Here are a few ways to get the most out of television with young children:
Avoid background media.
Think kids aren’t watching? They might not be. But that doesn’t mean that it isn’t scattering their attention and disrupting play, sleep, or connection.
Follow the ratings and look for high-quality stories.
Children will pay attention to stories even if they just understand parts of it. This means they will absorb the emotional impact of violent, scary, or inappropriate stories even if much of it is over their heads. Common Sense Media has great reviews of TV shows for kids. Check out their “diverse representations” score that helps parents identify high-quality media that includes and elevates accurate portrayals of characters of color.
Try alternatives to YouTube
YouTube isn’t designed for young children.
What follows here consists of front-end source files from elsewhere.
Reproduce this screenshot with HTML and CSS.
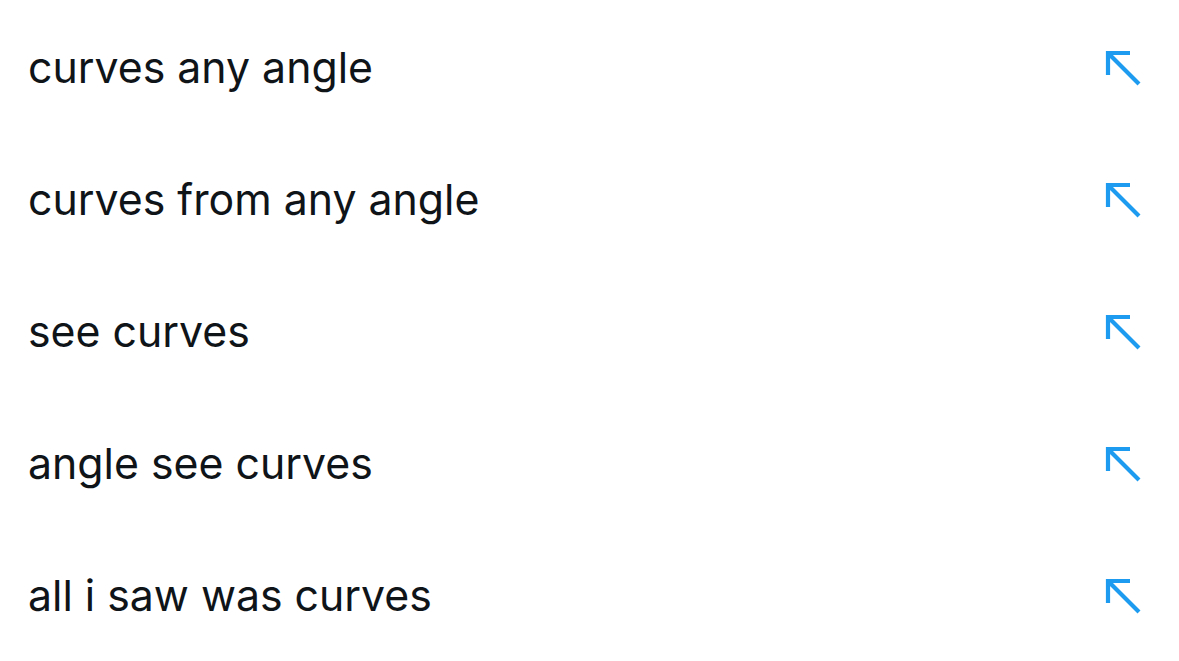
FILE: index.html
```html
<!DOCTYPE html>
<html>
<head>
<meta charset="utf-8">
<link rel="stylesheet" href="styles.css">
</head>
<body>
<ul class="list">
  <li class="row"><span class="text">curves any angle</span><svg class="arrow" viewBox="0 0 36 36"><path d="M3 25V3h22M3 3l31 31"/></svg></li>
  <li class="row"><span class="text">curves from any angle</span><svg class="arrow" viewBox="0 0 36 36"><path d="M3 25V3h22M3 3l31 31"/></svg></li>
  <li class="row"><span class="text">see curves</span><svg class="arrow" viewBox="0 0 36 36"><path d="M3 25V3h22M3 3l31 31"/></svg></li>
  <li class="row"><span class="text">angle see curves</span><svg class="arrow" viewBox="0 0 36 36"><path d="M3 25V3h22M3 3l31 31"/></svg></li>
  <li class="row"><span class="text">all i saw was curves</span><svg class="arrow" viewBox="0 0 36 36"><path d="M3 25V3h22M3 3l31 31"/></svg></li>
</ul>
</body>
</html>
```
FILE: styles.css
```css
html, body { margin: 0; padding: 0; background: #fff; }
.list { list-style: none; margin: 0; padding: 1px 0 0 0; }
.row {
  height: 132px;
  display: flex;
  align-items: center;
  justify-content: space-between;
  padding: 0 38px 0 28px;
}
.text {
  font-family: "Inter", "Liberation Sans", sans-serif;
  font-size: 42.8px;
  color: #0f1419;
}
.arrow {
  width: 36px;
  height: 36px;
  margin-top: 1px;
  fill: none;
  stroke: #1d9bf0;
  stroke-width: 4.2;
}
```
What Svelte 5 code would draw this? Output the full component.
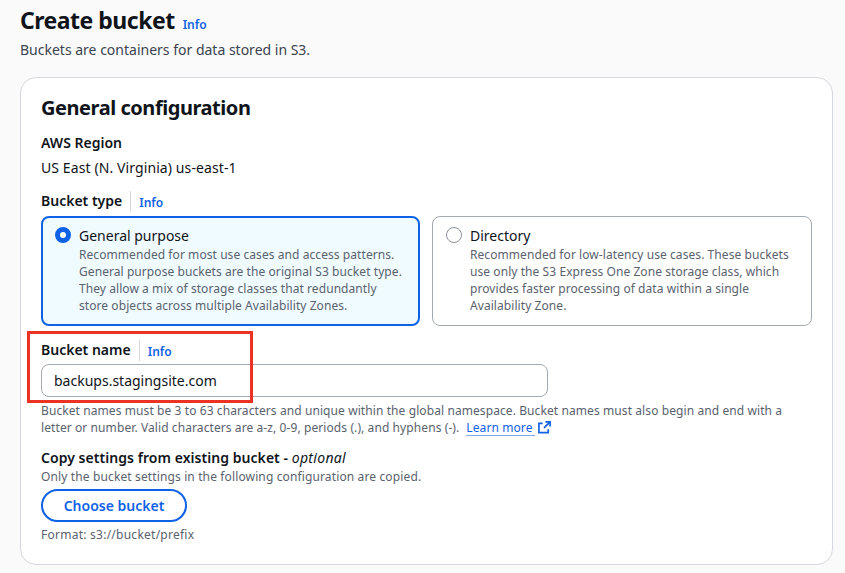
<script>
  let bucketName = $state('backups.stagingsite.com');
  let bucketType = $state('general');

  const types = [
    {
      id: 'general',
      title: 'General purpose',
      lines: [
        'Recommended for most use cases and access patterns.',
        'General purpose buckets are the original S3 bucket type.',
        'They allow a mix of storage classes that redundantly',
        'store objects across multiple Availability Zones.'
      ]
    },
    {
      id: 'directory',
      title: 'Directory',
      lines: [
        'Recommended for low-latency use cases. These buckets',
        'use only the S3 Express One Zone storage class, which',
        'provides faster processing of data within a single',
        'Availability Zone.'
      ]
    }
  ];
</script>

<main class="page">
  <header class="head">
    <div class="title-row">
      <h1>Create bucket</h1>
      <a class="info" href="#info">Info</a>
    </div>
    <p class="sub">Buckets are containers for data stored in S3.</p>
  </header>

  <section class="card">
    <h2>General configuration</h2>

    <div class="label region-label">AWS Region</div>
    <div class="region">US East (N. Virginia) us-east-1</div>

    <div class="label-row type-label">
      <span class="label">Bucket type</span>
      <a class="info divided" href="#info">Info</a>
    </div>

    <div class="tiles">
      {#each types as t}
        <button class="tile" class:selected={bucketType === t.id} onclick={() => (bucketType = t.id)}>
          <span class="radio"></span>
          <span class="tile-text">
            <span class="tile-title">{t.title}</span>
            {#each t.lines as line}
              <span class="tile-line">{line}</span>
            {/each}
          </span>
        </button>
      {/each}
    </div>

    <div class="name-field">
      <div class="label-row">
        <span class="label">Bucket name</span>
        <a class="info divided" href="#info">Info</a>
      </div>
      <input class="name-input" bind:value={bucketName} />
      <span class="callout"></span>
    </div>

    <div class="help">
      <div>Bucket names must be 3 to 63 characters and unique within the global namespace. Bucket names must also begin and end with a</div>
      <div class="help-last">
        <span>letter or number. Valid characters are a-z, 0-9, periods (.), and hyphens (-).</span>
        <a class="learn" href="#learn">Learn more</a>
        <svg class="ext" viewBox="0 0 14 14" fill="none" stroke="currentColor" stroke-width="1.8" aria-hidden="true">
          <path d="M5 2.5H1v10h10V9" />
          <path d="M8 1h5v5M13 1 6.5 7.5" />
        </svg>
      </div>
    </div>

    <div class="label copy-label">Copy settings from existing bucket - <i>optional</i></div>
    <p class="copy-sub">Only the bucket settings in the following configuration are copied.</p>
    <button class="choose">Choose bucket</button>
    <p class="format">Format: s3://bucket/prefix</p>
  </section>
</main>

<style>
  :global(body) {
    margin: 0;
    background: #fafafa;
    font-family: "Noto Sans", "Open Sans", sans-serif;
    color: #16191f;
  }
  .page {
    height: 573px;
    overflow: hidden;
    box-sizing: border-box;
    padding: 5px 12px 0 20px;
  }
  .title-row {
    display: flex;
    align-items: baseline;
    gap: 8px;
  }
  h1 {
    margin: 0;
    font-size: 23px;
    line-height: 30px;
    font-weight: 700;
    letter-spacing: -0.5px;
    color: #0f141a;
  }
  .info {
    font-size: 12px;
    font-weight: 600;
    color: #0f62e6;
    text-decoration: none;
  }
  .sub {
    margin: 5px 0 0;
    font-size: 14px;
    line-height: 20px;
    color: #3b4350;
  }
  .card {
    margin-top: 17px;
    height: 488px;
    box-sizing: border-box;
    padding: 16px 20px 0 20px;
    background: #fff;
    border: 1px solid #d5d8dc;
    border-radius: 16px;
  }
  h2 {
    margin: 0;
    font-size: 20px;
    line-height: 28px;
    font-weight: 700;
    letter-spacing: -0.45px;
    color: #0f141a;
  }
  .label {
    font-size: 14px;
    line-height: 20px;
    font-weight: 600;
    color: #0f141a;
  }
  .region-label {
    margin-top: 11px;
  }
  .region {
    margin-top: 5px;
    font-size: 14px;
    line-height: 20px;
    letter-spacing: 0.1px;
    color: #0f141a;
  }
  .label-row {
    display: flex;
    align-items: center;
    height: 20px;
  }
  .type-label {
    margin-top: 13px;
  }
  .divided {
    margin-left: 8px;
    padding: 3px 0 0 8px;
    border-left: 1px solid #d5d8dc;
    line-height: 18px;
  }
  .tiles {
    display: grid;
    grid-template-columns: 379px 380px;
    gap: 12px;
    margin-top: 5px;
  }
  .tile {
    display: flex;
    gap: 8px;
    height: 110px;
    box-sizing: border-box;
    padding: 9px 13px;
    text-align: left;
    font: inherit;
    background: #fff;
    border: 1px solid #a4a9b1;
    border-radius: 8px;
  }
  .tile.selected {
    background: #f0fbff;
    border: 2px solid #0f62e6;
    padding: 8px 12px;
  }
  .radio {
    flex: none;
    width: 16px;
    height: 16px;
    margin-top: 1px;
    box-sizing: border-box;
    border: 1px solid #8c929b;
    border-radius: 50%;
    background: #fff;
  }
  .selected .radio {
    border: 5px solid #0f62e6;
  }
  .tile-text {
    display: flex;
    flex-direction: column;
  }
  .tile-title {
    font-size: 14px;
    line-height: 20px;
    color: #0f141a;
  }
  .tile-line {
    font-size: 12px;
    line-height: 17px;
    letter-spacing: 0.07px;
    color: #5a626e;
    white-space: nowrap;
  }
  .name-field {
    position: relative;
    margin-top: 14px;
  }
  .name-input {
    display: block;
    width: 507px;
    height: 33px;
    margin-top: 4px;
    box-sizing: border-box;
    padding: 0 12px;
    font: inherit;
    font-size: 14px;
    color: #0f141a;
    background: #fff;
    border: 1px solid #a4a9b1;
    border-radius: 8px;
    outline: none;
  }
  .callout {
    position: absolute;
    left: -14px;
    top: -9px;
    width: 226px;
    height: 72px;
    box-sizing: border-box;
    border: 3px solid #ea3323;
    pointer-events: none;
  }
  .help {
    margin: 5px 0 0;
    font-size: 12px;
    line-height: 17px;
    letter-spacing: 0.09px;
    color: #5a626e;
  }
  .help-last {
    display: flex;
    align-items: center;
  }
  .learn {
    margin-left: 7px;
    padding-right: 2px;
    line-height: 15px;
    color: #0f62e6;
    text-decoration: none;
    border-bottom: 1px solid #7fa8ee;
  }
  .ext {
    width: 13px;
    height: 13px;
    margin-left: 3px;
    color: #0f62e6;
  }
  .copy-label {
    margin-top: 12px;
    letter-spacing: 0.05px;
  }
  .copy-label i {
    font-weight: 400;
    letter-spacing: 0.3px;
  }
  .copy-sub {
    margin: 1px 0 0;
    font-size: 12px;
    line-height: 16px;
    letter-spacing: 0.13px;
    color: #5a626e;
  }
  .choose {
    display: block;
    width: 146px;
    height: 33px;
    margin-top: 4px;
    padding: 0;
    font: inherit;
    font-size: 14px;
    font-weight: 600;
    color: #0f62e6;
    background: #fff;
    border: 2px solid #0f62e6;
    border-radius: 17px;
  }
  .format {
    margin: 5px 0 0;
    font-size: 12px;
    line-height: 16px;
    letter-spacing: 0.25px;
    color: #5a626e;
  }
</style>
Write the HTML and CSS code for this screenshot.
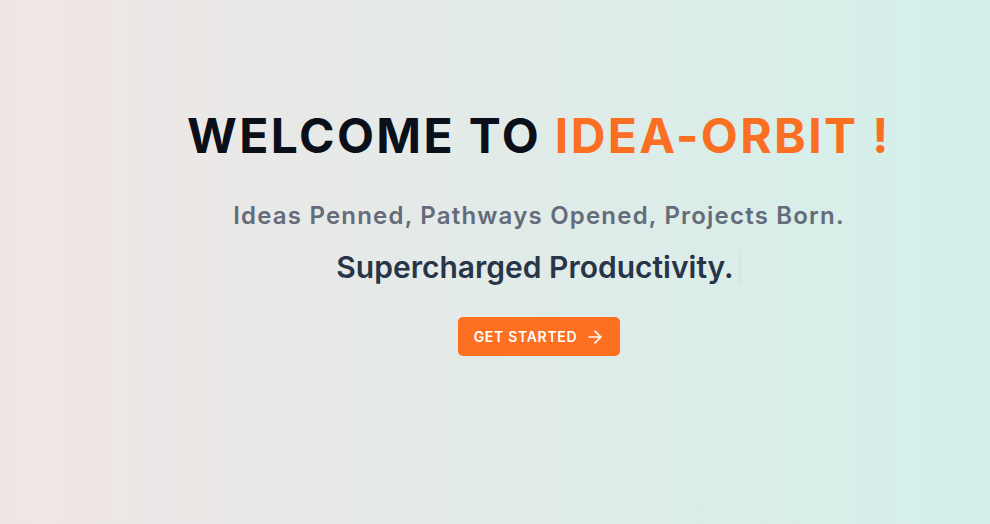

A recent report found that ads, toys, and games dominate viewing. Instead, try YouTube kids or other child-directed platforms. Try subscribing only to channels that have positive lessons, diverse role models, and age-appropriate storytelling.
Be wary of marketing claims of “educational” shows.
Just because a show is a cartoon or has a good lesson at the end doesn’t mean that it is good for kids. Many of these shows are packed full of persuasive design features meant to attract their reactive attention. The best shows are created in consultation with child development experts so that it is age-appropriate, engaging, and educational too. When in doubt, try PBSKids.
Talk talk talk.
Watch together and/or engage your kids in conversation about the stories they are seeing. Try, “What did the bear do after he left his tree? If you were a bear, where would you go?” If you don’t watch with your child, ask about it later. “What adventure did Bluey have today?”
Pay attention to your child.
Every child is different. Does a show make your child irritable? Anxious? Inspired? Soothed? Creative? Watch and adapt accordingly.
Found great programs for your kids? Enjoy exploring new stories together.